-- start --

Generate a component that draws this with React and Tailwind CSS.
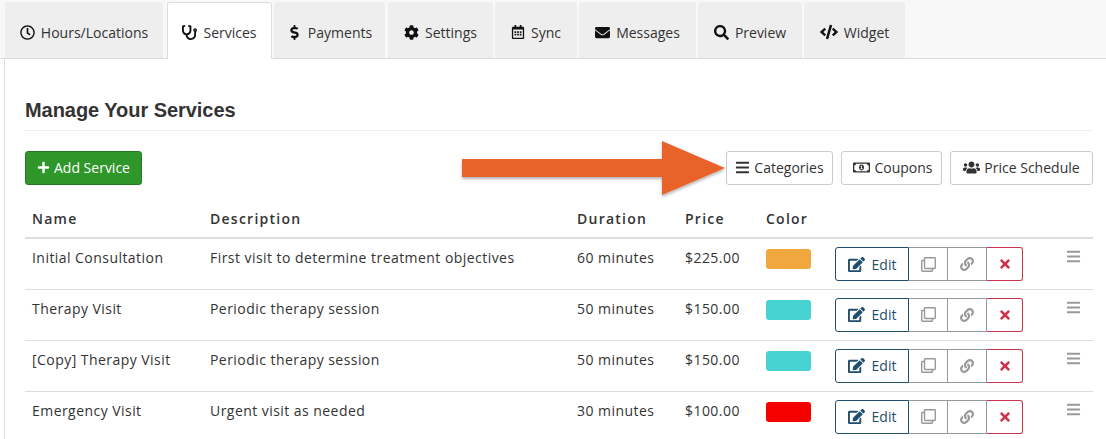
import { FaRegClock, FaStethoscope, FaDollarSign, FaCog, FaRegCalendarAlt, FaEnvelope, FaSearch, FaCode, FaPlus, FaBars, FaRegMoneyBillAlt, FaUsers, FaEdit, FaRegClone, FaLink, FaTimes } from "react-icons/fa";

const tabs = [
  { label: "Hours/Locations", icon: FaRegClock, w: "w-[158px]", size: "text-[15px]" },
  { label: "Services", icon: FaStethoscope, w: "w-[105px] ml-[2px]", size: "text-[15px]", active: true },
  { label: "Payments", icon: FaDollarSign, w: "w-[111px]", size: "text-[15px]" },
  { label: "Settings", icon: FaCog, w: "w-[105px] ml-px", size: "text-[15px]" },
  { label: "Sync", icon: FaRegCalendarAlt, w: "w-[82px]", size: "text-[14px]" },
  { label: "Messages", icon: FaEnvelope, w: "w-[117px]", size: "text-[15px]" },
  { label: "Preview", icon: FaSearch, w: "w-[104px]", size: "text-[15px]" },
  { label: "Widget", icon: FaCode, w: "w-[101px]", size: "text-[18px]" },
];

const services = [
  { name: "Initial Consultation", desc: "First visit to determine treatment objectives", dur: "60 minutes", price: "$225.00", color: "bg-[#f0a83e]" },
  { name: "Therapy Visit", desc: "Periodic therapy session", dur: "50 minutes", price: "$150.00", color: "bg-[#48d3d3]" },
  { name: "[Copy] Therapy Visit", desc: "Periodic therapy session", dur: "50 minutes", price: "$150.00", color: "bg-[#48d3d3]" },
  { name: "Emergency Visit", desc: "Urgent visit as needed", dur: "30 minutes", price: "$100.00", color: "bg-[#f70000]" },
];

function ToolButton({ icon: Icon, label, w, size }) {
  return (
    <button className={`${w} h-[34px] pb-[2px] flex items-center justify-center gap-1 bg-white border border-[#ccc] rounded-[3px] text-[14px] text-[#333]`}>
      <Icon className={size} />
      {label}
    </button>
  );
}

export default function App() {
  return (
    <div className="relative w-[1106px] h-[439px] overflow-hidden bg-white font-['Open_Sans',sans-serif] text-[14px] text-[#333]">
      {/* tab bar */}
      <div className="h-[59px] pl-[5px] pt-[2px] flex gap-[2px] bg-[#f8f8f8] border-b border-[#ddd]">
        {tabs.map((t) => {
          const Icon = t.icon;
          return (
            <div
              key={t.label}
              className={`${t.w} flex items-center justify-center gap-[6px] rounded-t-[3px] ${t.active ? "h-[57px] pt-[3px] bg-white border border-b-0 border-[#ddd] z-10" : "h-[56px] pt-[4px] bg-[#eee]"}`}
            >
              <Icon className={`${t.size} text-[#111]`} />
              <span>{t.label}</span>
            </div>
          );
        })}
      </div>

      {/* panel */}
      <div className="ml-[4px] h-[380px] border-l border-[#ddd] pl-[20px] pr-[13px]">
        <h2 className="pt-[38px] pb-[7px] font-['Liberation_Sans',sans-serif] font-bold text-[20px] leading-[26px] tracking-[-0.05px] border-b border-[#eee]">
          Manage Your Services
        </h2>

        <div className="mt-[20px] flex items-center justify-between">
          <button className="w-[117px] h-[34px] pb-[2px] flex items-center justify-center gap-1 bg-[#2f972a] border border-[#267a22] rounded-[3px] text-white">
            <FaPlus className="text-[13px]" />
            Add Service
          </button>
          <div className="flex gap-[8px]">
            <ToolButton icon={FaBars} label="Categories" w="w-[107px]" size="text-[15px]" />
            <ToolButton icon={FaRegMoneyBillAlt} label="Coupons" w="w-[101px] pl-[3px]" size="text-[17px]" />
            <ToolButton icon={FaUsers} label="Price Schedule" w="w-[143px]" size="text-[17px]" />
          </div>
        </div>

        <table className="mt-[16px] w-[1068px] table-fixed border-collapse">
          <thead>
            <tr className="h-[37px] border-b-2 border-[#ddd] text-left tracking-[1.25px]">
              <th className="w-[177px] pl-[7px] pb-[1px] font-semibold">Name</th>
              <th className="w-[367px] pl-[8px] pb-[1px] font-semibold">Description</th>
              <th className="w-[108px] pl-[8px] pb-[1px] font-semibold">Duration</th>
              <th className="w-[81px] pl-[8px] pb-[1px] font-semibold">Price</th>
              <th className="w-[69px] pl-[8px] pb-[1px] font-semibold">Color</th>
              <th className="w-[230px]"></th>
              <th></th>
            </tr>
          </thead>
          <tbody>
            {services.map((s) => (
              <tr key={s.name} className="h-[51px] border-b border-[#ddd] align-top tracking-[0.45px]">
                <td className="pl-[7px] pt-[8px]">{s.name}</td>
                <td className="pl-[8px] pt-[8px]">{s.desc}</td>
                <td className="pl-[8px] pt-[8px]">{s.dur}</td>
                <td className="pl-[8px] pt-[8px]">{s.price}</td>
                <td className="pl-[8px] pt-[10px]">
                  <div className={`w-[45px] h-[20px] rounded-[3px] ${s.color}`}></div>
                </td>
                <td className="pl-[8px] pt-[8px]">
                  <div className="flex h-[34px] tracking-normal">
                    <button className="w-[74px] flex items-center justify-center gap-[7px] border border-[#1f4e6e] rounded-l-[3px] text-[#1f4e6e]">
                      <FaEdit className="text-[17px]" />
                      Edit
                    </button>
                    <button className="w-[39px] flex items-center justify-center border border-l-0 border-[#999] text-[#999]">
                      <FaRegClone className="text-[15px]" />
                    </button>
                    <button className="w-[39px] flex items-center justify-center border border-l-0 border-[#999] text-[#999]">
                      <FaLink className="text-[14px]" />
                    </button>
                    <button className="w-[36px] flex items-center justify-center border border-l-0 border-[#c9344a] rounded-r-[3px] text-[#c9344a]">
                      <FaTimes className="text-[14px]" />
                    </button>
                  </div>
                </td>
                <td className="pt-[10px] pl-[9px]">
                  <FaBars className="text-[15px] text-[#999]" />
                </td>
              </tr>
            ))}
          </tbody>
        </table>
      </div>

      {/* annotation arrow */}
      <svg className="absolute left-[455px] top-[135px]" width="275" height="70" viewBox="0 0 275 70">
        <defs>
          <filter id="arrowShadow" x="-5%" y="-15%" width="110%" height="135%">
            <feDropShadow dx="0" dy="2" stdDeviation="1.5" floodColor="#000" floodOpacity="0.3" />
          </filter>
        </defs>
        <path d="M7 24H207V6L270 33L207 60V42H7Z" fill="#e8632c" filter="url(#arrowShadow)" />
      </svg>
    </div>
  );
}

-- end --

DESCRIPTION OF THE TASK:
Exclude the pictures. Write out the remaining data exactly.

RESPONSE:
Generate a component that draws this with React and Tailwind CSS.
import { FaRegClock, FaStethoscope, FaDollarSign, FaCog, FaRegCalendarAlt, FaEnvelope, FaSearch, FaCode, FaPlus, FaBars, FaRegMoneyBillAlt, FaUsers, FaEdit, FaRegClone, FaLink, FaTimes } from "react-icons/fa";

const tabs = [
  { label: "Hours/Locations", icon: FaRegClock, w: "w-[158px]", size: "text-[15px]" },
  { label: "Services", icon: FaStethoscope, w: "w-[105px] ml-[2px]", size: "text-[15px]", active: true },
  { label: "Payments", icon: FaDollarSign, w: "w-[111px]", size: "text-[15px]" },
  { label: "Settings", icon: FaCog, w: "w-[105px] ml-px", size: "text-[15px]" },
  { label: "Sync", icon: FaRegCalendarAlt, w: "w-[82px]", size: "text-[14px]" },
  { label: "Messages", icon: FaEnvelope, w: "w-[117px]", size: "text-[15px]" },
  { label: "Preview", icon: FaSearch, w: "w-[104px]", size: "text-[15px]" },
  { label: "Widget", icon: FaCode, w: "w-[101px]", size: "text-[18px]" },
];

const services = [
  { name: "Initial Consultation", desc: "First visit to determine treatment objectives", dur: "60 minutes", price: "$225.00", color: "bg-[#f0a83e]" },
  { name: "Therapy Visit", desc: "Periodic therapy session", dur: "50 minutes", price: "$150.00", color: "bg-[#48d3d3]" },
  { name: "[Copy] Therapy Visit", desc: "Periodic therapy session", dur: "50 minutes", price: "$150.00", color: "bg-[#48d3d3]" },
  { name: "Emergency Visit", desc: "Urgent visit as needed", dur: "30 minutes", price: "$100.00", color: "bg-[#f70000]" },
];

function ToolButton({ icon: Icon, label, w, size }) {
  return (
    <button className={`${w} h-[34px] pb-[2px] flex items-center justify-center gap-1 bg-white border border-[#ccc] rounded-[3px] text-[14px] text-[#333]`}>
      <Icon className={size} />
      {label}
    </button>
  );
}

export default function App() {
  return (
    <div className="relative w-[1106px] h-[439px] overflow-hidden bg-white font-['Open_Sans',sans-serif] text-[14px] text-[#333]">
      {/* tab bar */}
      <div className="h-[59px] pl-[5px] pt-[2px] flex gap-[2px] bg-[#f8f8f8] border-b border-[#ddd]">
        {tabs.map((t) => {
          const Icon = t.icon;
          return (
            <div
              key={t.label}
              className={`${t.w} flex items-center justify-center gap-[6px] rounded-t-[3px] ${t.active ? "h-[57px] pt-[3px] bg-white border border-b-0 border-[#ddd] z-10" : "h-[56px] pt-[4px] bg-[#eee]"}`}
            >
              <Icon className={`${t.size} text-[#111]`} />
              <span>{t.label}</span>
            </div>
          );
        })}
      </div>

      {/* panel */}
      <div className="ml-[4px] h-[380px] border-l border-[#ddd] pl-[20px] pr-[13px]">
        <h2 className="pt-[38px] pb-[7px] font-['Liberation_Sans',sans-serif] font-bold text-[20px] leading-[26px] tracking-[-0.05px] border-b border-[#eee]">
          Manage Your Services
        </h2>

        <div className="mt-[20px] flex items-center justify-between">
          <button className="w-[117px] h-[34px] pb-[2px] flex items-center justify-center gap-1 bg-[#2f972a] border border-[#267a22] rounded-[3px] text-white">
            <FaPlus className="text-[13px]" />
            Add Service
          </button>
          <div className="flex gap-[8px]">
            <ToolButton icon={FaBars} label="Categories" w="w-[107px]" size="text-[15px]" />
            <ToolButton icon={FaRegMoneyBillAlt} label="Coupons" w="w-[101px] pl-[3px]" size="text-[17px]" />
            <ToolButton icon={FaUsers} label="Price Schedule" w="w-[143px]" size="text-[17px]" />
          </div>
        </div>

        <table className="mt-[16px] w-[1068px] table-fixed border-collapse">
          <thead>
            <tr className="h-[37px] border-b-2 border-[#ddd] text-left tracking-[1.25px]">
              <th className="w-[177px] pl-[7px] pb-[1px] font-semibold">Name</th>
              <th className="w-[367px] pl-[8px] pb-[1px] font-semibold">Description</th>
              <th className="w-[108px] pl-[8px] pb-[1px] font-semibold">Duration</th>
              <th className="w-[81px] pl-[8px] pb-[1px] font-semibold">Price</th>
              <th className="w-[69px] pl-[8px] pb-[1px] font-semibold">Color</th>
              <th className="w-[230px]"></th>
              <th></th>
            </tr>
          </thead>
          <tbody>
            {services.map((s) => (
              <tr key={s.name} className="h-[51px] border-b border-[#ddd] align-top tracking-[0.45px]">
                <td className="pl-[7px] pt-[8px]">{s.name}</td>
                <td className="pl-[8px] pt-[8px]">{s.desc}</td>
                <td className="pl-[8px] pt-[8px]">{s.dur}</td>
                <td className="pl-[8px] pt-[8px]">{s.price}</td>
                <td className="pl-[8px] pt-[10px]">
                  <div className={`w-[45px] h-[20px] rounded-[3px] ${s.color}`}></div>
                </td>
                <td className="pl-[8px] pt-[8px]">
                  <div className="flex h-[34px] tracking-normal">
                    <button className="w-[74px] flex items-center justify-center gap-[7px] border border-[#1f4e6e] rounded-l-[3px] text-[#1f4e6e]">
                      <FaEdit className="text-[17px]" />
                      Edit
                    </button>
                    <button className="w-[39px] flex items-center justify-center border border-l-0 border-[#999] text-[#999]">
                      <FaRegClone className="text-[15px]" />
                    </button>
                    <button className="w-[39px] flex items-center justify-center border border-l-0 border-[#999] text-[#999]">
                      <FaLink className="text-[14px]" />
                    </button>
                    <button className="w-[36px] flex items-center justify-center border border-l-0 border-[#c9344a] rounded-r-[3px] text-[#c9344a]">
                      <FaTimes className="text-[14px]" />
                    </button>
                  </div>
                </td>
                <td className="pt-[10px] pl-[9px]">
                  <FaBars className="text-[15px] text-[#999]" />
                </td>
              </tr>
            ))}
          </tbody>
        </table>
      </div>

      {/* annotation arrow */}
      <svg className="absolute left-[455px] top-[135px]" width="275" height="70" viewBox="0 0 275 70">
        <defs>
          <filter id="arrowShadow" x="-5%" y="-15%" width="110%" height="135%">
            <feDropShadow dx="0" dy="2" stdDeviation="1.5" floodColor="#000" floodOpacity="0.3" />
          </filter>
        </defs>
        <path d="M7 24H207V6L270 33L207 60V42H7Z" fill="#e8632c" filter="url(#arrowShadow)" />
      </svg>
    </div>
  );
}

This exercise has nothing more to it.